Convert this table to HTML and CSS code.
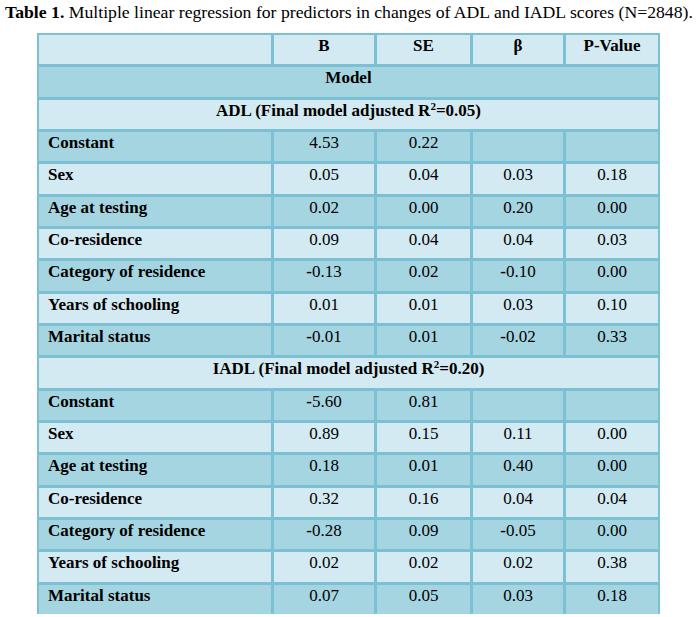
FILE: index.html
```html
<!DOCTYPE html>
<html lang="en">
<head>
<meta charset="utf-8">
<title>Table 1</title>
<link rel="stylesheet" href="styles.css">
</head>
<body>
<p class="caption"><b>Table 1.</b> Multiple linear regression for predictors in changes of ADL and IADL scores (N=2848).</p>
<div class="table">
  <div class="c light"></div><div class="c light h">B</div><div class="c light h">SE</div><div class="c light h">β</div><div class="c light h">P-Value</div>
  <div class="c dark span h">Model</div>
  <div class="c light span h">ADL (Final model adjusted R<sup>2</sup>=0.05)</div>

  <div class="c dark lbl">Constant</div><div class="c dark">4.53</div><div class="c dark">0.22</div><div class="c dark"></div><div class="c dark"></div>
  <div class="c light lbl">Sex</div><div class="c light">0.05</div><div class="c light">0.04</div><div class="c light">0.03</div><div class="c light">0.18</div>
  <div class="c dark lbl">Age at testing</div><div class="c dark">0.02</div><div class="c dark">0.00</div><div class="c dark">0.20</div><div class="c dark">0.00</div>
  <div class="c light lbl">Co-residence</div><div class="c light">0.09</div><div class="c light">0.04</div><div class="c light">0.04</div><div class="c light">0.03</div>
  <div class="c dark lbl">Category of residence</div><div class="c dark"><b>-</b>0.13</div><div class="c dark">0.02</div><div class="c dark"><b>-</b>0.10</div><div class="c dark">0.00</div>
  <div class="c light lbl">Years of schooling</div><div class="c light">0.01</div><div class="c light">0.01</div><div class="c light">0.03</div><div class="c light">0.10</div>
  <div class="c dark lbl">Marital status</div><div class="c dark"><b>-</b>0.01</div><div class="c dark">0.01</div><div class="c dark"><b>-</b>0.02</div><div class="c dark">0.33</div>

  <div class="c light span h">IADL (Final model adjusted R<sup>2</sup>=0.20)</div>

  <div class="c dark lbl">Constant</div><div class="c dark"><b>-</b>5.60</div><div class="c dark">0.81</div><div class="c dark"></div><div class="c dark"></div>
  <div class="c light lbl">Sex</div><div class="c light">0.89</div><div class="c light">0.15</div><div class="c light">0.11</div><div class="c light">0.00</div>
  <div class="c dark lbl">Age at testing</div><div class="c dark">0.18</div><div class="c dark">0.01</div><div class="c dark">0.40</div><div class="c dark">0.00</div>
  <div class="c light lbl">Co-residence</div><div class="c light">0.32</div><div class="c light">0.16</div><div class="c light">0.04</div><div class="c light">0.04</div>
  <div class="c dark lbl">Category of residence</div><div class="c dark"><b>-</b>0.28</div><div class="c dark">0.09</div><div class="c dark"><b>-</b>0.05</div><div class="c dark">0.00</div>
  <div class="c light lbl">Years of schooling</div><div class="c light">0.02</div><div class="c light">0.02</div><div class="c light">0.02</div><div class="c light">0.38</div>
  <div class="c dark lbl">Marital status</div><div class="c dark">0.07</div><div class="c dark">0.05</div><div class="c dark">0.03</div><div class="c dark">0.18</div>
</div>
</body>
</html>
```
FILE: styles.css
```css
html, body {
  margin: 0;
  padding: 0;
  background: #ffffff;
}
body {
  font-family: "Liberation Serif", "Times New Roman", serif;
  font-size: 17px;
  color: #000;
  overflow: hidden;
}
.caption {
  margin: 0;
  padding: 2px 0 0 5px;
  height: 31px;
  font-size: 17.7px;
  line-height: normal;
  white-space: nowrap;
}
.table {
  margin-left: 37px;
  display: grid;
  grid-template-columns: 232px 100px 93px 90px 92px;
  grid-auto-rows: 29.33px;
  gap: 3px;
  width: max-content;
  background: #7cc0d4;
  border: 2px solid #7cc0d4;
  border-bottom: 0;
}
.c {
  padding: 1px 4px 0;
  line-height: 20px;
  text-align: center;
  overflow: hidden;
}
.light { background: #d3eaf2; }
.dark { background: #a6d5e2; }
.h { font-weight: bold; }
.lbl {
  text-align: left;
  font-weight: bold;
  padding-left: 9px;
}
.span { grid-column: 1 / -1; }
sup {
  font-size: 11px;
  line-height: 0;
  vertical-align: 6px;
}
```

+---+

**THE TASK:** Keep the pictures out of the copy and return the rest of the data above exactly.

**RESPONSE:**
Convert this table to HTML and CSS code.
FILE: index.html
```html
<!DOCTYPE html>
<html lang="en">
<head>
<meta charset="utf-8">
<title>Table 1</title>
<link rel="stylesheet" href="styles.css">
</head>
<body>
<p class="caption"><b>Table 1.</b> Multiple linear regression for predictors in changes of ADL and IADL scores (N=2848).</p>
<div class="table">
  <div class="c light"></div><div class="c light h">B</div><div class="c light h">SE</div><div class="c light h">β</div><div class="c light h">P-Value</div>
  <div class="c dark span h">Model</div>
  <div class="c light span h">ADL (Final model adjusted R<sup>2</sup>=0.05)</div>

  <div class="c dark lbl">Constant</div><div class="c dark">4.53</div><div class="c dark">0.22</div><div class="c dark"></div><div class="c dark"></div>
  <div class="c light lbl">Sex</div><div class="c light">0.05</div><div class="c light">0.04</div><div class="c light">0.03</div><div class="c light">0.18</div>
  <div class="c dark lbl">Age at testing</div><div class="c dark">0.02</div><div class="c dark">0.00</div><div class="c dark">0.20</div><div class="c dark">0.00</div>
  <div class="c light lbl">Co-residence</div><div class="c light">0.09</div><div class="c light">0.04</div><div class="c light">0.04</div><div class="c light">0.03</div>
  <div class="c dark lbl">Category of residence</div><div class="c dark"><b>-</b>0.13</div><div class="c dark">0.02</div><div class="c dark"><b>-</b>0.10</div><div class="c dark">0.00</div>
  <div class="c light lbl">Years of schooling</div><div class="c light">0.01</div><div class="c light">0.01</div><div class="c light">0.03</div><div class="c light">0.10</div>
  <div class="c dark lbl">Marital status</div><div class="c dark"><b>-</b>0.01</div><div class="c dark">0.01</div><div class="c dark"><b>-</b>0.02</div><div class="c dark">0.33</div>

  <div class="c light span h">IADL (Final model adjusted R<sup>2</sup>=0.20)</div>

  <div class="c dark lbl">Constant</div><div class="c dark"><b>-</b>5.60</div><div class="c dark">0.81</div><div class="c dark"></div><div class="c dark"></div>
  <div class="c light lbl">Sex</div><div class="c light">0.89</div><div class="c light">0.15</div><div class="c light">0.11</div><div class="c light">0.00</div>
  <div class="c dark lbl">Age at testing</div><div class="c dark">0.18</div><div class="c dark">0.01</div><div class="c dark">0.40</div><div class="c dark">0.00</div>
  <div class="c light lbl">Co-residence</div><div class="c light">0.32</div><div class="c light">0.16</div><div class="c light">0.04</div><div class="c light">0.04</div>
  <div class="c dark lbl">Category of residence</div><div class="c dark"><b>-</b>0.28</div><div class="c dark">0.09</div><div class="c dark"><b>-</b>0.05</div><div class="c dark">0.00</div>
  <div class="c light lbl">Years of schooling</div><div class="c light">0.02</div><div class="c light">0.02</div><div class="c light">0.02</div><div class="c light">0.38</div>
  <div class="c dark lbl">Marital status</div><div class="c dark">0.07</div><div class="c dark">0.05</div><div class="c dark">0.03</div><div class="c dark">0.18</div>
</div>
</body>
</html>
```
FILE: styles.css
```css
html, body {
  margin: 0;
  padding: 0;
  background: #ffffff;
}
body {
  font-family: "Liberation Serif", "Times New Roman", serif;
  font-size: 17px;
  color: #000;
  overflow: hidden;
}
.caption {
  margin: 0;
  padding: 2px 0 0 5px;
  height: 31px;
  font-size: 17.7px;
  line-height: normal;
  white-space: nowrap;
}
.table {
  margin-left: 37px;
  display: grid;
  grid-template-columns: 232px 100px 93px 90px 92px;
  grid-auto-rows: 29.33px;
  gap: 3px;
  width: max-content;
  background: #7cc0d4;
  border: 2px solid #7cc0d4;
  border-bottom: 0;
}
.c {
  padding: 1px 4px 0;
  line-height: 20px;
  text-align: center;
  overflow: hidden;
}
.light { background: #d3eaf2; }
.dark { background: #a6d5e2; }
.h { font-weight: bold; }
.lbl {
  text-align: left;
  font-weight: bold;
  padding-left: 9px;
}
.span { grid-column: 1 / -1; }
sup {
  font-size: 11px;
  line-height: 0;
  vertical-align: 6px;
}
```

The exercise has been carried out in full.